U.S. stocks closed higher on the first day of the fourth quarter as investors cheered news of Canada joining a trade deal with the United States and Mexico.
The Dow Jones Industrial Average rose 192.90 points to 26,651.21 on Monday as Chevron and Boeing outperformed. The S&P 500 gained 0.4 percent to 2,924.43, led by gains in energy, materials and industrials shares. The Nasdaq Composite closed 0.1 percent lower at 8,037.30, however, as declines in Facebook and Intel capped gains in tech.
Shares of Ford and General Motors advanced 0.8 percent and 1.6 percent, respectively, following the news. Boeing, a stock that is also sensitive to trade news, rose 2.8 percent.
“The biggest risk factor [in the market] is a trade war and we’ve dialed that down a bit,” said Mike Bailey, director of research at FBB Capital Partners. Bailey noted, however, the market may be going too high, too fast right now. “I’m not calling for a major correction or a bear market, but I think we’re getting a bit ahead of ourselves here.”
Canada and the U.S. secured a trade deal to replace the current North American Free Trade Agreement (NAFTA). The new accord is expected to be named the United States-Mexico-Canada Agreement, or “USMCA” for short.
The agreement will deliver more market access to U.S. dairy farmers, while Canada has effectively capped automobile exports to the States. Both nations, along with Mexico – which agreed to a deal August – are expected to sign the agreement by the end of November. It would then be passed to Congress.
“The market is happy because we’re removing an uncertainty,” said Maris Ogg, president at Tower Bridge Advisors. “It looks like this trade deal will benefit both countries, but I wouldn’t call it a great win for the Trump administration.”
Ogg noted the deal serves as a stepping stone for the U.S. in its trade negotiations with China.
The U.S. and China have slapped tariffs on billions of dollars worth of each other’s goods, stoking fears of a full-blown trade war between the two largest economies. Larry Kudlow, the top economic advisor at the White House, said trade discussions between the two countries are not progressing.
The moves on Wall Street came after theS&P 500 notched its best quarter since 2013, having risen 7.2 percent in that time period.

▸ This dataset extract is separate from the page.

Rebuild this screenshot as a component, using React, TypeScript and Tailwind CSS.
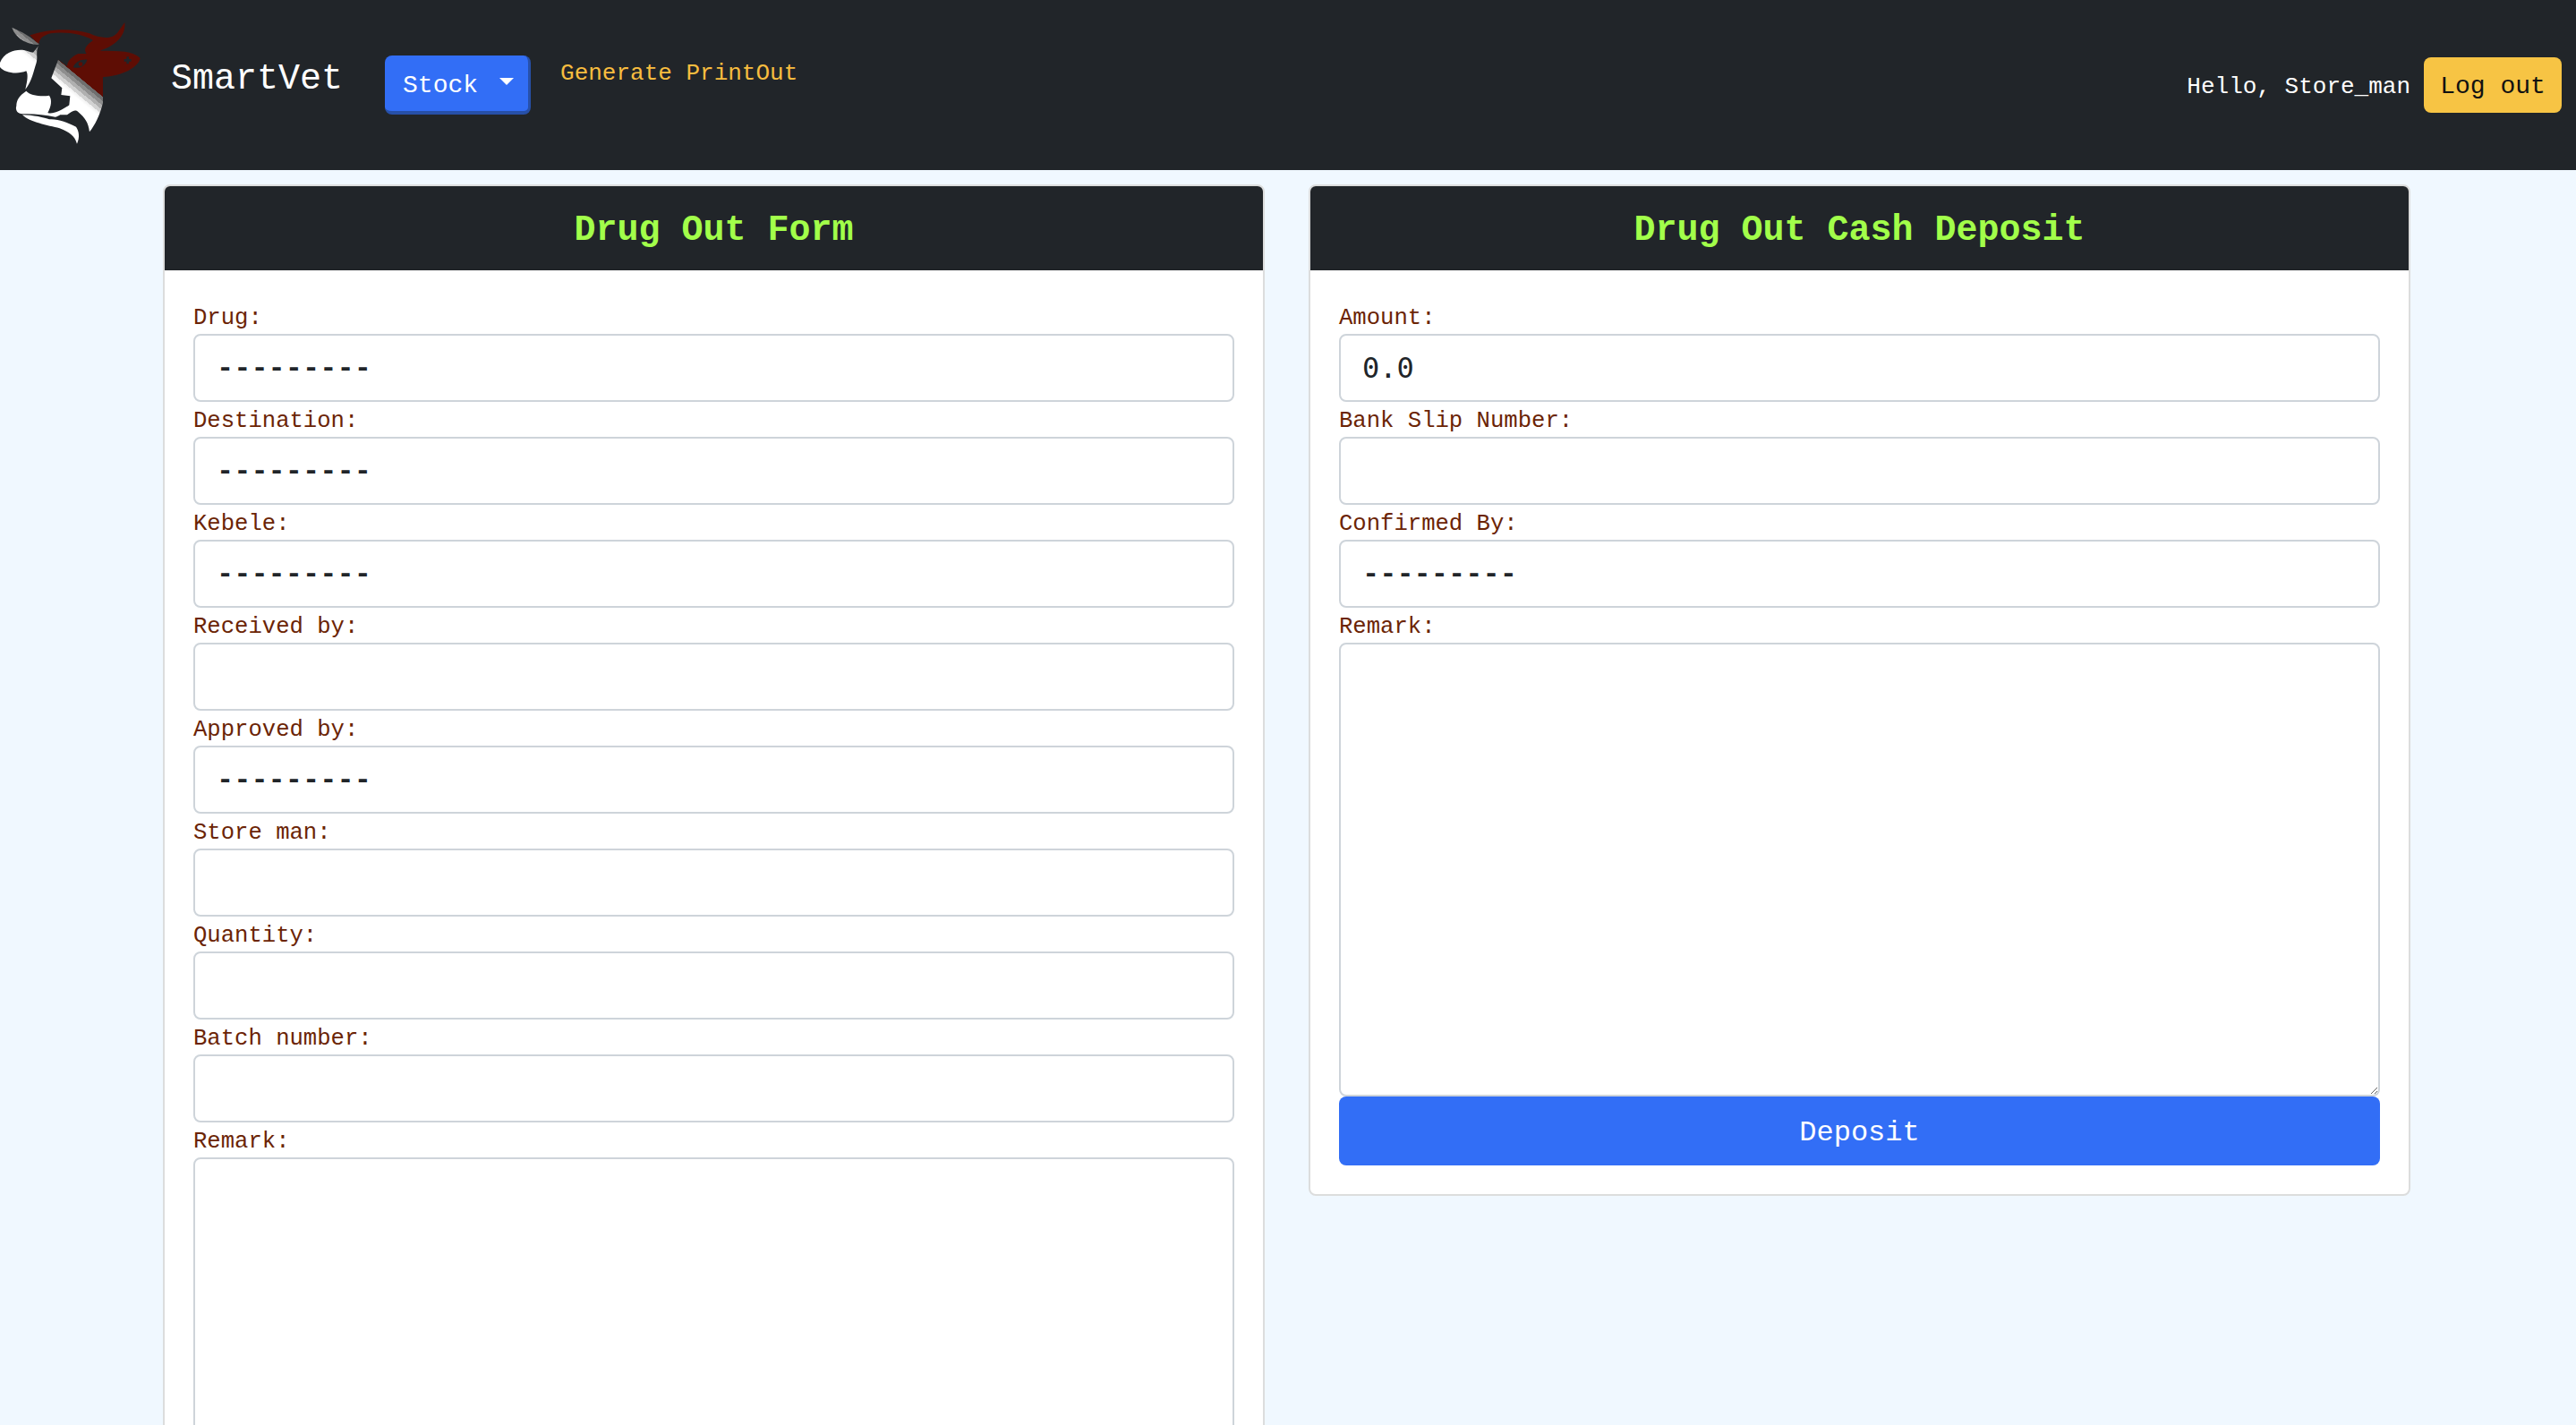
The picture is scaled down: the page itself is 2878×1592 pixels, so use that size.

Tesla shares surged more than 17 percent after CEO Elon Musk settled charges with the Securities and Exchange Commission over his recent aborted bid to take the firm private.
As part of the settlement, Musk will relinquish his position as chairman of the board at Tesla for at least three years. Tesla and Musk will pay $20 million each.
Meanwhile, General Electric gained 7.1 percent after the company abruptly removed CEO John Flannery from his post and named Lawrence Culp as his successor.